Drinking steadily and needing income badly, Wood later descended into the world of paperback pornography (Devil Girls, Sexecutives, Sex Museum) and "exploitation flicks" (The Peeper, The Sinister Urge, Necromania). The 1965 film Orgy of the Dead ("Ed Wood, Jr.s masterpiece of erotic horror --- filmed in gorgeous and shocking SEXICOLOR!") is available on videotape at most Blockbusters. It is truly unbelievable to watch --- an old and tired cue card-reading Criswell, wearing Bela Lugosi's cape, is some sort of Master of the Dead who makes long speeches and orders naked dead women to do interpretive dances before him.


And they do.


And they do.


And they do.


And they do.


Ten different themes, one at a time. The film creeps along like a slug on the sidewalk. Don't attempt to view this movie without a fully operational fast forward button on your remote, folks.

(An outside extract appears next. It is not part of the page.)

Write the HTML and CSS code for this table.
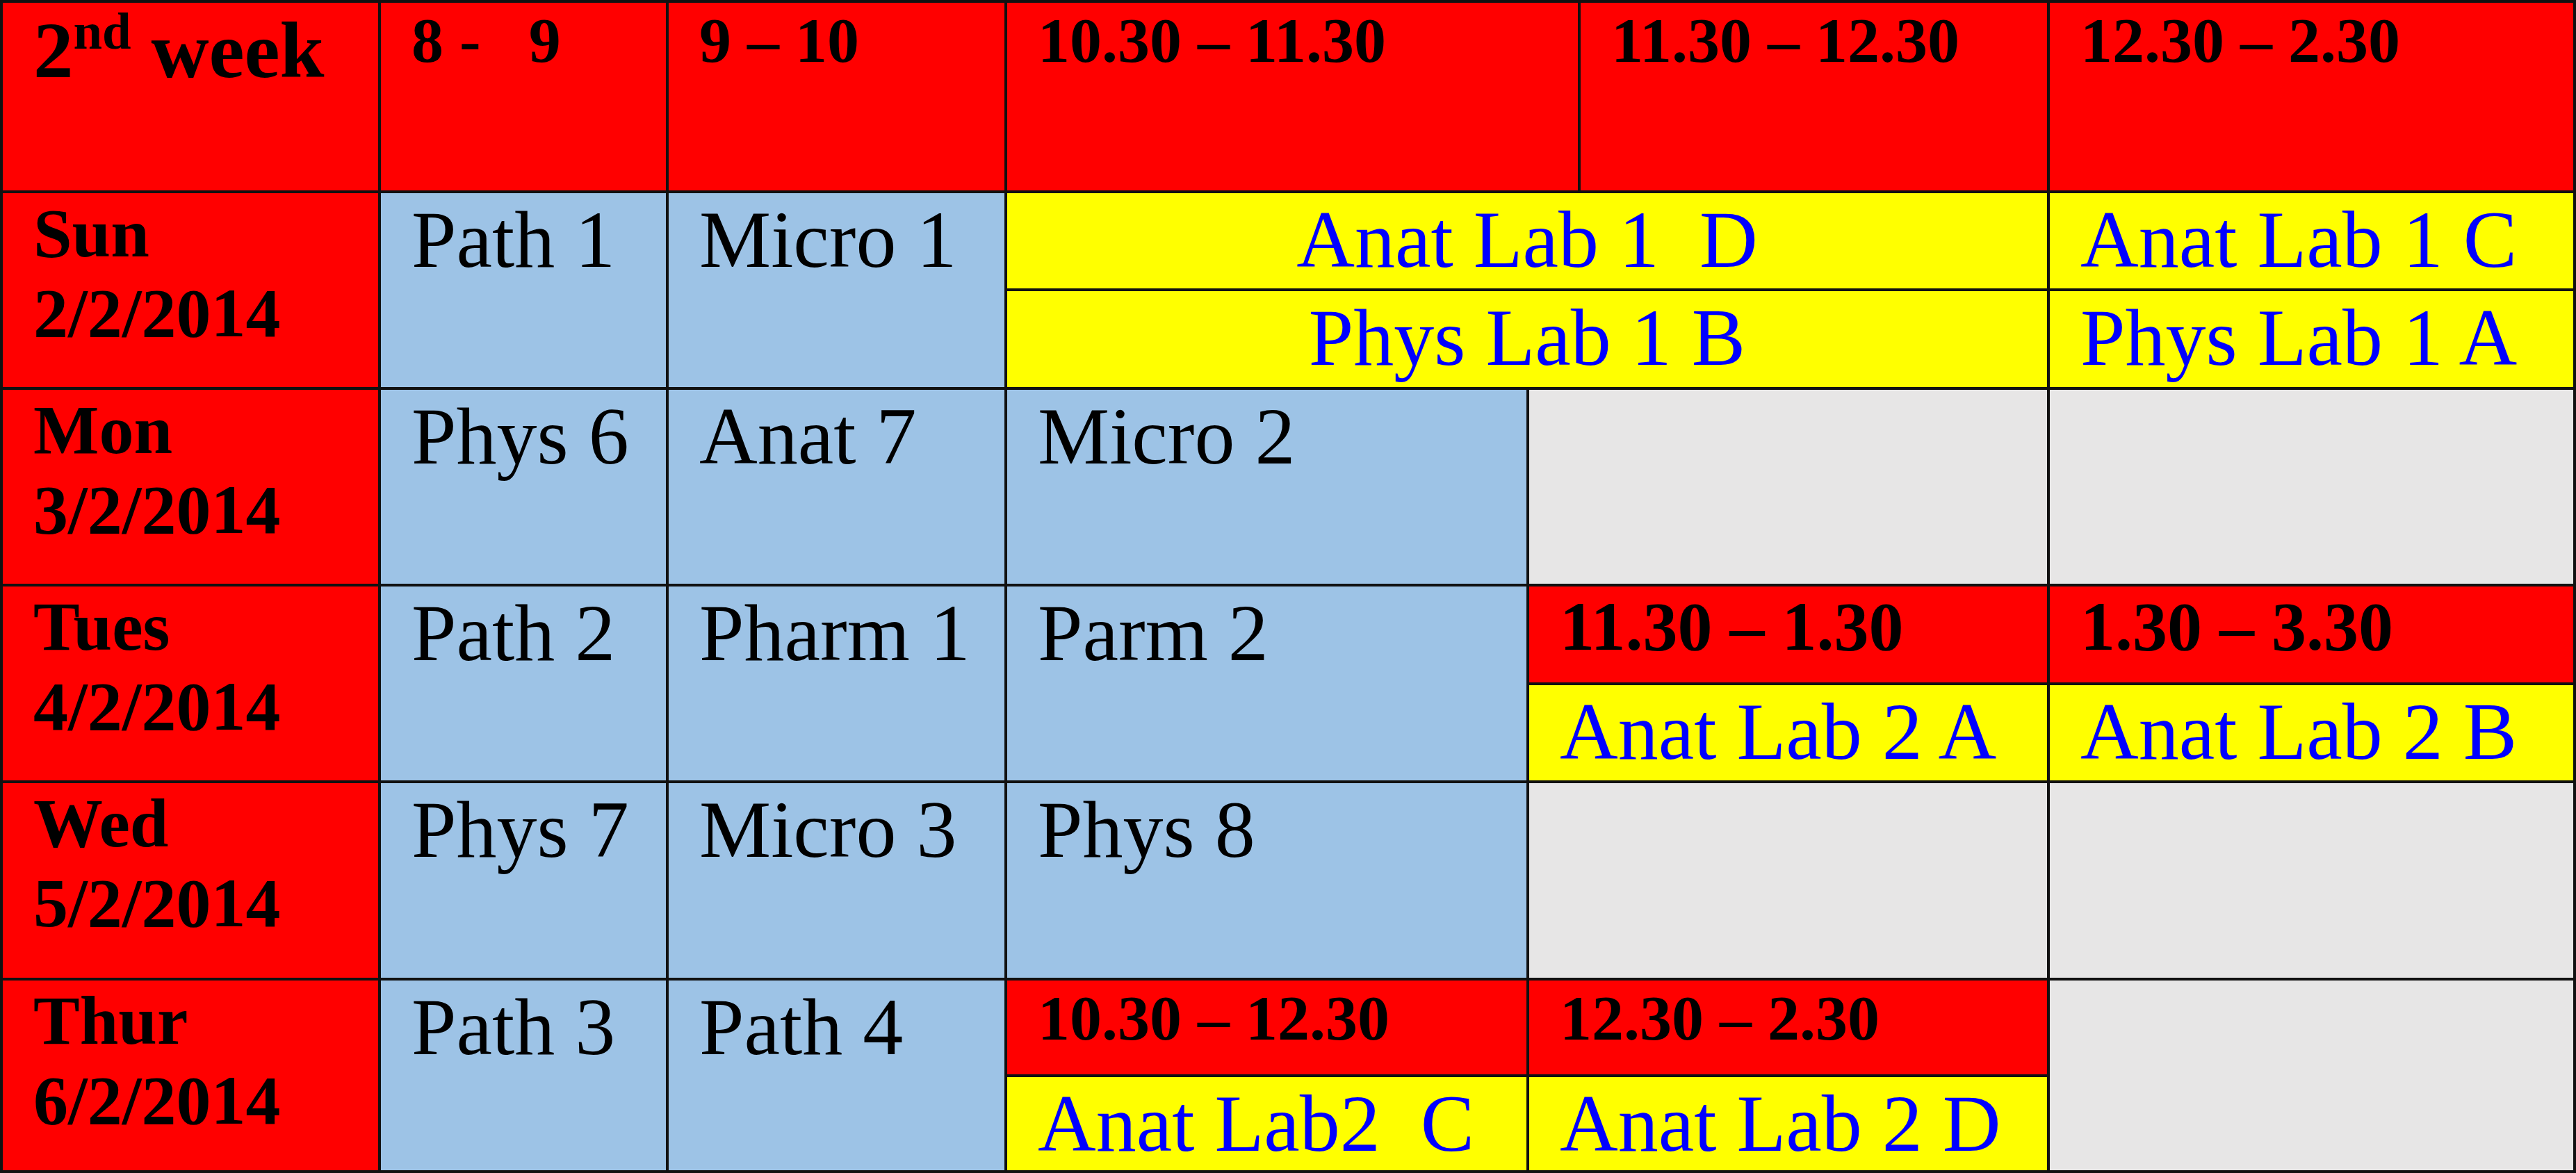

There will be no Edward D. Wood, Jr. archives or library; Wood lost everything when he was tossed out of his last squalid apartment. He died as a drunken and homeless former Marine who never got a break, nor necessarily deserved one. His films are amazing to watch because they reveal the single-minded vision of a man who refused to give up his struggle to create, even in the face of his own complete lack of talent. In the end, after all his travails and efforts, he'd merely earned the right to have "Writer-Producer" listed on his death certificate under "Primary occupation of the deceased."


 
Circa 1996.

While it makes a great title, it should be noted that Wood used actual plastic models as his miniatures in Plan 9 From Outer Space. They are currently part of the collection of Bob Burns (that's me with them circa 1996), and you can see them on page 57 of my book, It Came From Bob's Basement, alongside the "paper plate" saucer props made for the 1994 Johnny Depp film.